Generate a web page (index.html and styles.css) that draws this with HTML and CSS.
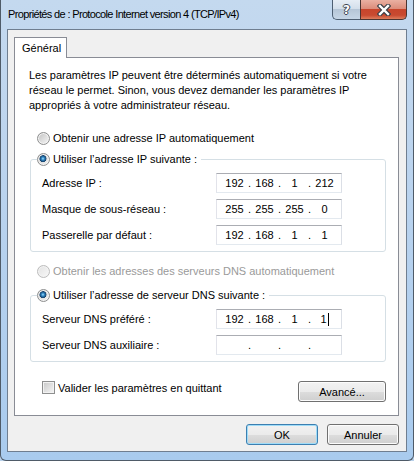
FILE: index.html
```html
<!DOCTYPE html>
<html lang="fr">
<head>
    <meta charset="UTF-8">
    <title>Propriétés de : Protocole Internet version 4 (TCP/IPv4)</title>
    <link rel="stylesheet" href="styles.css">
</head>
<body>
    <div class="window">
        <div class="titlebar">
            <span class="title">Propriétés de : Protocole Internet version 4 (TCP/IPv4)</span>
            <div class="caption-buttons">
                <div class="cap help"><span>?</span></div>
                <div class="cap close">
                    <svg width="14" height="12" viewBox="0 0 14 12">
                        <path d="M3 2 L11 10 M11 2 L3 10" stroke="#3a3f47" stroke-width="4.6" stroke-linecap="square"/>
                        <path d="M3 2 L11 10 M11 2 L3 10" stroke="#fff" stroke-width="2.4" stroke-linecap="square"/>
                    </svg>
                </div>
            </div>
        </div>

        <div class="client">
            <div class="tabs">
                <div class="tab">Général</div>
            </div>
            <div class="panel">
                <p class="intro">Les paramètres IP peuvent être déterminés automatiquement si votre<br>réseau le permet. Sinon, vous devez demander les paramètres IP<br>appropriés à votre administrateur réseau.</p>

                <div class="choice first"><span class="radio"></span>Obtenir une adresse IP automatiquement</div>

                <fieldset class="group">
                    <legend><span class="choice"><span class="radio on"></span>Utiliser l’adresse IP suivante :</span></legend>
                    <div class="row">
                        <span>Adresse IP :</span>
                        <div class="ipbox"><span>192</span><i>.</i><span>168</span><i>.</i><span>1</span><i>.</i><span>212</span></div>
                    </div>
                    <div class="row">
                        <span>Masque de sous-réseau :</span>
                        <div class="ipbox"><span>255</span><i>.</i><span>255</span><i>.</i><span>255</span><i>.</i><span>0</span></div>
                    </div>
                    <div class="row">
                        <span>Passerelle par défaut :</span>
                        <div class="ipbox"><span>192</span><i>.</i><span>168</span><i>.</i><span>1</span><i>.</i><span>1</span></div>
                    </div>
                </fieldset>

                <div class="choice disabled"><span class="radio off"></span>Obtenir les adresses des serveurs DNS automatiquement</div>

                <fieldset class="group dns">
                    <legend><span class="choice"><span class="radio on"></span>Utiliser l’adresse de serveur DNS suivante :</span></legend>
                    <div class="row">
                        <span>Serveur DNS préféré :</span>
                        <div class="ipbox"><span>192</span><i>.</i><span>168</span><i>.</i><span>1</span><i>.</i><span>1<b class="caret"></b></span></div>
                    </div>
                    <div class="row">
                        <span>Serveur DNS auxiliaire :</span>
                        <div class="ipbox"><span></span><i>.</i><span></span><i>.</i><span></span><i>.</i><span></span></div>
                    </div>
                </fieldset>

                <div class="bottom-row">
                    <div class="checkline"><span class="check"></span>Valider les paramètres en quittant</div>
                    <button class="btn advanced">Avancé...</button>
                </div>
            </div>

            <div class="dialog-buttons">
                <button class="btn default">OK</button>
                <button class="btn">Annuler</button>
            </div>
        </div>
    </div>
</body>
</html>
```

FILE: styles.css
```css
* {
    box-sizing: border-box;
}

body {
    margin: 0;
    font-family: "Liberation Sans", Arial, sans-serif;
    font-size: 11px;
    color: #000;
    background-color: #b9d1ea;
}

/* Cadre de la fenêtre */
.window {
    width: 414px;
    height: 461px;
    display: flex;
    flex-direction: column;
    padding: 0 6px 8px;
    border: 1px solid #4f5b68;
    border-top: none;
    border-radius: 0 0 6px 6px;
    background: linear-gradient(180deg, #c4d9ef 0%, #bcd4ee 35%, #a9cbee 100%);
}

.titlebar {
    height: 29px;
    display: flex;
    justify-content: space-between;
    align-items: flex-start;
    flex: none;
}

.title {
    padding-left: 1px;
    line-height: 29px;
    font-size: 11px;
    letter-spacing: -0.65px;
}

.caption-buttons {
    display: flex;
}

.cap {
    height: 20px;
    display: flex;
    align-items: center;
    justify-content: center;
    border: 1px solid #4e5f72;
    border-top: none;
}

.help {
    width: 28px;
    border-right: none;
    border-radius: 0 0 0 5px;
    background: linear-gradient(180deg, #e6edf5 0%, #d4dfeb 45%, #b6c6d7 50%, #c6d6e6 100%);
}

.help span {
    color: #fff;
    font-family: "DejaVu Sans", sans-serif;
    font-weight: bold;
    font-size: 12px;
    text-shadow: 1px 0 #3a4450, -1px 0 #3a4450, 0 1px #3a4450, 0 -1px #3a4450;
}

.close {
    width: 47px;
    border-radius: 0 0 5px 0;
    border-color: #4a3532;
    background: linear-gradient(180deg, #eab0a2 0%, #dc8d7b 45%, #c7452c 50%, #c84a30 80%, #dd7d5d 100%);
}

/* Zone cliente */
.client {
    flex: 1;
    display: flex;
    flex-direction: column;
    padding: 7px 7px 0 6px;
    background-color: #f0f0f0;
    border: 1px solid #6f7e90;
}

.tabs {
    display: flex;
}

.tab {
    position: relative;
    z-index: 1;
    width: 53px;
    height: 21px;
    margin-bottom: -1px;
    padding-left: 7px;
    line-height: 20px;
    background-color: #fff;
    border: 1px solid #898c95;
    border-bottom: none;
}

.panel {
    padding: 0 12px 13px 14px;
    background-color: #fff;
    border: 1px solid #898c95;
}

.intro {
    margin: 10px 0 0;
    line-height: 15px;
}

.choice {
    height: 20px;
    display: flex;
    align-items: center;
    gap: 3px;
    padding-left: 8px;
}

.choice.first {
    margin-top: 15px;
}

.choice.disabled {
    margin-top: 9px;
    color: #9a9a9a;
}

.radio {
    flex: none;
    width: 13px;
    height: 13px;
    border-radius: 50%;
    border: 1px solid #8e8f8f;
    background: linear-gradient(135deg, #c2c2c2, #f7f7f7);
    box-shadow: inset 0 0 0 1px #f3f3f3;
}

.radio.on {
    background:
        radial-gradient(circle at 45% 42%, #a6e0fb 0, #2f86c4 1.5px, #15406a 3.2px, transparent 3.8px),
        linear-gradient(135deg, #c2c2c2, #f7f7f7);
}

.radio.off {
    border-color: #bcbcbc;
    background: linear-gradient(135deg, #e2e2e2, #f8f8f8);
}

/* Cadres de groupe */
.group {
    margin: 1px 0 0 1px;
    padding: 4px 0 6px 0;
    border: 1px solid #d5dfe5;
    border-radius: 3px;
}

.group.dns {
    margin-top: 4px;
}

.group legend {
    margin-left: 6px;
    padding: 0 4px 0 0;
}

.group legend .choice {
    padding-left: 0;
}

.row {
    display: grid;
    grid-template-columns: 174px 126px;
    align-items: center;
    height: 20px;
    padding-left: 11px;
}

.row + .row {
    margin-top: 6px;
}

.ipbox {
    height: 20px;
    display: grid;
    grid-template-columns: 23px 7px 23px 7px 23px 7px 23px;
    align-items: center;
    padding-left: 6px;
    text-align: center;
    background-color: #fff;
    border: 1px solid #dbdfe6;
    border-top-color: #abadb3;
    border-left-color: #e2e3ea;
    border-bottom-color: #e3e9ef;
}

.ipbox i {
    font-style: normal;
}

.caret {
    display: inline-block;
    width: 1px;
    height: 13px;
    margin-left: 1px;
    vertical-align: -3px;
    background-color: #000;
}

.bottom-row {
    margin-top: 19px;
    display: flex;
    justify-content: space-between;
    align-items: flex-start;
}

.checkline {
    height: 13px;
    display: flex;
    align-items: center;
    gap: 3px;
    margin-left: 13px;
}

.check {
    width: 13px;
    height: 13px;
    border: 1px solid #8e8f8f;
    background: linear-gradient(135deg, #c8c8c8, #f6f6f6);
    box-shadow: inset 0 0 0 1px #f2f2f2;
}

/* Boutons */
.btn {
    height: 21px;
    padding: 0;
    font-family: inherit;
    font-size: 11px;
    color: #000;
    border: 1px solid #707070;
    border-radius: 3px;
    background: linear-gradient(180deg, #f2f2f2 0%, #ebebeb 50%, #dddddd 51%, #cfcfcf 100%);
    box-shadow: inset 0 0 0 1px #fcfcfc;
}

.btn.advanced {
    width: 88px;
}

.dialog-buttons {
    margin-top: 8px;
    display: flex;
    justify-content: flex-end;
    gap: 9px;
}

.dialog-buttons .btn {
    width: 72px;
}

.btn.default {
    border-color: #3c7fb1;
    box-shadow: inset 0 0 0 1px #9fdcf8;
}
```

[Job] Copy and report every line where the word "index" is present.

[Output of the exercise]
Generate a web page (index.html and styles.css) that draws this with HTML and CSS.
FILE: index.html
    z-index: 1;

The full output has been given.